This project has received funding from the EMPIR programme co-financed by the Participating States and from the European Union’s Horizon 2020 research and innovation programme.
|European Metrology Programme for Innovation and Research (EMPIR)
|Metrology for modern hearing assessment and protecting public health from emerging noise sources
This project concerns two aspects of hearing assessment and conservation; the further development of the next generation of ear simulators that will provide measurement traceability for hearing tests on adults, children and neonates, and improvement in our understanding of human response to infrasound and ultrasound, including novel assessment methods for potential health risks.
Virtually everyone will have their hearing tested at stages throughout their life. It is essential for effective diagnosis that these tests are accurate and quality assured. Ear simulators provide the basis for measurement traceability, but in the past have been designed for adults only. The EMRP HLT01 EARS project made the first significant steps at specifying ear simulators for other age groups, and produced a prototype neonatal ear simulator. However the concept of a universal ear simulator needs further refinement and extending to cover all forms of audiological testing, before it can be adopted into clinical practice. One specific aspect is that new methods for transient calibration are needed, to replace the current, technically flawed methods. The move to the next generation of ear simulators is the ideal time to introduce new improved calibration methods for transient stimuli.
Another aspect of hearing conservation concerns environmental and industrial exposure to noise which represents a major public and occupational health issue. With urbanisation and industrial innovation often come undesirable consequences such as new types of noise hazard from infrasound and airborne ultrasound. Greater understanding of the human perception mechanisms is needed in order to tackle the risks posed by this emerging noise. Due to the inaudible nature of some of these noise sources, a multi-disciplinary approach is needed combining neuro-imaging and advanced audiological investigations. Alongside the development of this understanding, new methods and instrumentation are needed to measure and assess noise sources in both public and workplace environments.
The overall objective of this project is the improvement and further development of strategies and methods of metrology and calibration for hearing assessment, hearing diagnosis and safety. The specific objectives of the project are:
- To finalise the universal ear simulator concept to fulfil the whole range of audiological requirements for traceability to sound pressure, including the development of an alternative approach to transient calibration based on impulse response and adaptors for the most common devices.

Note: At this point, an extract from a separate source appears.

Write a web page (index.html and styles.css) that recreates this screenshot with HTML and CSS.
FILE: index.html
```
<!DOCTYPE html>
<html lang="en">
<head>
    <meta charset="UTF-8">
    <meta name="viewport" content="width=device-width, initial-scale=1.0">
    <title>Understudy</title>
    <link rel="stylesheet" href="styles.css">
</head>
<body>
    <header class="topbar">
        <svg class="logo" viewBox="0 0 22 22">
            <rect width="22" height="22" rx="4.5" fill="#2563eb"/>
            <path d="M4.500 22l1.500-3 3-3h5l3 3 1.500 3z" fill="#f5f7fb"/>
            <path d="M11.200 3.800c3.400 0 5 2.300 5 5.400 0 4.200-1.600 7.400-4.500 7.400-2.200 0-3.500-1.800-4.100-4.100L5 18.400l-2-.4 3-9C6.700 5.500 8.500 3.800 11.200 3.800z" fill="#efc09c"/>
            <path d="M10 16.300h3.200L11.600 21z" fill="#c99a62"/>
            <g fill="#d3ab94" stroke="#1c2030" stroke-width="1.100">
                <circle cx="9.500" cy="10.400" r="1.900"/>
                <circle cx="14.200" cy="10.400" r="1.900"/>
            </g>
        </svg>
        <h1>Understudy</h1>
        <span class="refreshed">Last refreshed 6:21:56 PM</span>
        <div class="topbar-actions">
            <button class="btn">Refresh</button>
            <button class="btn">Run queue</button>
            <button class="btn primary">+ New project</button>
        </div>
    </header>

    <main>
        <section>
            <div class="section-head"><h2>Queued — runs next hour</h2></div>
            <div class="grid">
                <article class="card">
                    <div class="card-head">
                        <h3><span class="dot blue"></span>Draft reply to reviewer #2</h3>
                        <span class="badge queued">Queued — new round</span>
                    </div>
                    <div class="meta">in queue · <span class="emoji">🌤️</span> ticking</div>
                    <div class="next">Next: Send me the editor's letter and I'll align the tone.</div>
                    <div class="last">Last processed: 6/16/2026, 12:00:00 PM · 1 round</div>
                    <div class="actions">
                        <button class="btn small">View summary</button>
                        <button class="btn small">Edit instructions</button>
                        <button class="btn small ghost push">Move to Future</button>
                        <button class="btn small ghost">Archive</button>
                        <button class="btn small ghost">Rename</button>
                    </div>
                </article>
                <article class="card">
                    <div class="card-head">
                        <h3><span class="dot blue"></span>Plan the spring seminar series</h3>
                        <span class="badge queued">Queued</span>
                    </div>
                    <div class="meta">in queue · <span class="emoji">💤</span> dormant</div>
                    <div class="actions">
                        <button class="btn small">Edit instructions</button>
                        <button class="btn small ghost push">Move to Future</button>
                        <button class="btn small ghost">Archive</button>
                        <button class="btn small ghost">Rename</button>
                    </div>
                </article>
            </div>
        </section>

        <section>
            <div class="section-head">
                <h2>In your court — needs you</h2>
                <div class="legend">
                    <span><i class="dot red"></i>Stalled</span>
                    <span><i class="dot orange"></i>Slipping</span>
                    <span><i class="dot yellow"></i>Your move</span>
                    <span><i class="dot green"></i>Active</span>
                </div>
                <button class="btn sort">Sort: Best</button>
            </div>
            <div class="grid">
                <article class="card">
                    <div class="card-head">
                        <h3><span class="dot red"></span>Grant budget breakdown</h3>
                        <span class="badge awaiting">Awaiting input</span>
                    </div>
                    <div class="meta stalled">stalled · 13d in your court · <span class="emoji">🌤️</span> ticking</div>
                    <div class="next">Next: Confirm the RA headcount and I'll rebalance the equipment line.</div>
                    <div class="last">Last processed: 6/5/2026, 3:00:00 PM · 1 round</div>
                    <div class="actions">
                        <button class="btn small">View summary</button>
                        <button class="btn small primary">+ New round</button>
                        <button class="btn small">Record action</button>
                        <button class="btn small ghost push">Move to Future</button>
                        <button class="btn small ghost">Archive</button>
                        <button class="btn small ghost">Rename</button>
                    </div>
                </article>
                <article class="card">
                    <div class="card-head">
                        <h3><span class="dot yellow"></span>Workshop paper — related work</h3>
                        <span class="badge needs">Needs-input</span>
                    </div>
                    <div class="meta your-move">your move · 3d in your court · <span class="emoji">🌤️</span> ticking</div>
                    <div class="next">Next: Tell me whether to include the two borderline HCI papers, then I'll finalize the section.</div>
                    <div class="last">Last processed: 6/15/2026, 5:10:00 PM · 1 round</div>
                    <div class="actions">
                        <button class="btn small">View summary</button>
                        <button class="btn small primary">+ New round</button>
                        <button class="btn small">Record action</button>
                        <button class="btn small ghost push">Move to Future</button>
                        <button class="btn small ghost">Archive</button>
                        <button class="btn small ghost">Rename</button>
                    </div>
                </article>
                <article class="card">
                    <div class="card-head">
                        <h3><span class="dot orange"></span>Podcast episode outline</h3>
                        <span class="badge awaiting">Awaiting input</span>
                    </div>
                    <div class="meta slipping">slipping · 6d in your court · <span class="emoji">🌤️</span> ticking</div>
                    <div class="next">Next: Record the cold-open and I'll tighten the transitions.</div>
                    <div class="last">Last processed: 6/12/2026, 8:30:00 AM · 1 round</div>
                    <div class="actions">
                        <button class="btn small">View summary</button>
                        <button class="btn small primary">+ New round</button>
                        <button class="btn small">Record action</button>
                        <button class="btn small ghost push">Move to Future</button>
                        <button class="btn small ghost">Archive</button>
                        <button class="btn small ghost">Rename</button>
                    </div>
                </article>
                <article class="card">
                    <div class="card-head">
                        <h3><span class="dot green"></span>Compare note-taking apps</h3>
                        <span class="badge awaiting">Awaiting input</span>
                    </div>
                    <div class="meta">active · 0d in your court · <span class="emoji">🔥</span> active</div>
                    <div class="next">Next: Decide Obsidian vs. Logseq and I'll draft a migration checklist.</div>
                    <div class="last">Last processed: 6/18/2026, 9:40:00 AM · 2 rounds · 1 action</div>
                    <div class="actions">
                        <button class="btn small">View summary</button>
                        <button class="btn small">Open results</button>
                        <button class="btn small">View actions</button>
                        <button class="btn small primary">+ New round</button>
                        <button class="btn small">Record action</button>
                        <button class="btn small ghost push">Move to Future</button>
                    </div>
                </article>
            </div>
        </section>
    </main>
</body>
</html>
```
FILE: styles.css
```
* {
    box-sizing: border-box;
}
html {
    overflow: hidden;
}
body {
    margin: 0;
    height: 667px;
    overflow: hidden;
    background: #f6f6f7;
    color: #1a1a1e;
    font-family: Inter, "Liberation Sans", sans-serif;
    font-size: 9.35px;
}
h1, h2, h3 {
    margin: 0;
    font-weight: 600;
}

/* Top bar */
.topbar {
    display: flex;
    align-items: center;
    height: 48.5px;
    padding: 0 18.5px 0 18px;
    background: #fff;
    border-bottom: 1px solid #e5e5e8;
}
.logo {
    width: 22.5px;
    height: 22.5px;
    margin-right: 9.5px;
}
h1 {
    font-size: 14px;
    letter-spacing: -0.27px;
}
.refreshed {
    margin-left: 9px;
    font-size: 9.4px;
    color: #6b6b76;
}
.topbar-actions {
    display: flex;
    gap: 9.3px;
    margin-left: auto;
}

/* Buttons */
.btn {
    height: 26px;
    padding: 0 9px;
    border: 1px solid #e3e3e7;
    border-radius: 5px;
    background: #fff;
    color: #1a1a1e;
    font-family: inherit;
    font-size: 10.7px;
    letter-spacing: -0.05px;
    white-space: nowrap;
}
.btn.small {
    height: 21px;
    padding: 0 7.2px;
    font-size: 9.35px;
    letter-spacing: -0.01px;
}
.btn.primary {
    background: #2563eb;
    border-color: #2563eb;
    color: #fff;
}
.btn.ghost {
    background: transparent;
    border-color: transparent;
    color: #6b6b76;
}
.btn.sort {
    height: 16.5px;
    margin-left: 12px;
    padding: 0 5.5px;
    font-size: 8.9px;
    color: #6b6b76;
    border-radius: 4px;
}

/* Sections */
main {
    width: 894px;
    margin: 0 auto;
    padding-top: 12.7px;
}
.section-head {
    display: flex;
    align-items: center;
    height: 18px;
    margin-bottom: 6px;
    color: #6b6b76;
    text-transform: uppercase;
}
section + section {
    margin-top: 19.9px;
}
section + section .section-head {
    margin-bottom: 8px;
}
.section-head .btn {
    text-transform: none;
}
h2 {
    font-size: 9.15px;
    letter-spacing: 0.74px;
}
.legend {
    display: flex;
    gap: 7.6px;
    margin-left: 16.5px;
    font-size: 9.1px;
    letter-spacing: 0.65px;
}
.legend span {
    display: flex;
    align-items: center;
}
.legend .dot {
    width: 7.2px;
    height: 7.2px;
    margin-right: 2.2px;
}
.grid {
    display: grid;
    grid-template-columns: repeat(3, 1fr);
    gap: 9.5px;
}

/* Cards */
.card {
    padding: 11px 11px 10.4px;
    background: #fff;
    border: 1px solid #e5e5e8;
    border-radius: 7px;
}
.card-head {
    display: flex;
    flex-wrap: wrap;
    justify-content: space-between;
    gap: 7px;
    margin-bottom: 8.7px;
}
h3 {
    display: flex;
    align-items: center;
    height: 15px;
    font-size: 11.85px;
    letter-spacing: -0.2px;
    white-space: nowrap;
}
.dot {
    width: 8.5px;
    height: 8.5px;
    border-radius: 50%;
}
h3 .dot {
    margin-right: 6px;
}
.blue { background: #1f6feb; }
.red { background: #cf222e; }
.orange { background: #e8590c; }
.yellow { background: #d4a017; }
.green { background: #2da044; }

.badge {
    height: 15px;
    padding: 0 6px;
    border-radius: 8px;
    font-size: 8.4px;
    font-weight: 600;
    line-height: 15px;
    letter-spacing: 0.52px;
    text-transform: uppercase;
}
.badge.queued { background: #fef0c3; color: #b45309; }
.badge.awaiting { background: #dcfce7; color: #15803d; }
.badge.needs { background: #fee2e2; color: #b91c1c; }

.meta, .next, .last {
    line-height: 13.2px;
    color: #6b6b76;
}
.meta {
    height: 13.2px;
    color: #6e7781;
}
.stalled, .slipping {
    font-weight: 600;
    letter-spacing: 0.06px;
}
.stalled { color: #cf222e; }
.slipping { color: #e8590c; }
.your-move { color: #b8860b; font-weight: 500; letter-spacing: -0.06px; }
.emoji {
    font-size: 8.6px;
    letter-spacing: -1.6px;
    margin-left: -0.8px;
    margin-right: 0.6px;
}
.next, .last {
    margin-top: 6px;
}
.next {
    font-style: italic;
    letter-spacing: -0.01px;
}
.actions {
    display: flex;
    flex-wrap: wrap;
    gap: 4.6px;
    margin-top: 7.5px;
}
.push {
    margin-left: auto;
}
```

A demonstrator will be realised for the novel ear simulator.
- To generate robust normative reference threshold data (transfer and input impedance), calibrate devices across partners, quantify the degree of equivalence with currently established practices and provide a user guide summarising features, calibration and handling for application of the novel ear simulator in practice.
- To exploit neuro-imaging and audiology to further develop understanding of perception as well as response and loudness thresholds for ultrasound (16 kHz – 80 kHz), infrasound (4 Hz – 16 Hz), and the influence of infrasound on sound within the normal hearing range; together with the development of instrumentation and measurement methods for the determination of noise and its hazards in those frequency ranges in both public and workplace environments.
- To determine experimentally the impact of infrasound and ultrasound on hearing, mental health, cognitive abilities and general wellbeing, and their contribution to annoyance and loudness, including the study of individuals with particular sensitivity to noise.
- To engage and work closely with stakeholders to establish the clinical protocols and international standards proposals for the use of the universal ear simulators in the calibration of audiometric equipment used for hearing assessment and hearing aid fitting for both children and adults; and to create the knowledge for future guidelines and policy framework to enhance the wellbeing of European citizens and protect them from health hazards associated with infrasound and ultrasound.
Progress beyond the state of the art
Having produced and tested a prototype of an ear simulator for neonates in the EMRP EARS project, this project will develop the concept further to become practically viable for all age ranges. This includes a reduction in the number of different designs, in conjunction with alternative criteria for matching the ear simulator to the patient, and an extension to allow the coupling of circumaural and supra-aural headphones.
Separately, the project will develop an innovative approach to the calibration of audiological transducers for transient stimuli, based on the impulse response of the ear simulator. Starting from the selection and characterisation of short-duration stimuli based on properties of the auditory system, novel methods for determining the impulse response of the ear simulator will be investigated and form the basis for a new calibration strategy for the transducer under test. Together these elements represent a significant departure from established practice and mark the first attempt to improve on the flawed method currently specified in international standards.
The EARS project developed the first primary measurement standard for airborne ultrasound measurements and made first attempts to develop exposure measurement techniques for use in laboratories. This project will design, assemble and validate practical ultrasound measurement devices and components.
Results of the EARS project showed that infrasound leads to a hearing sensation and indications exist that an emotional response is activated in brain. This project will pursue these findings further with new more comprehensive study designs including other indicator modalities as frequency-following techniques in magnetoencephalography (MEG).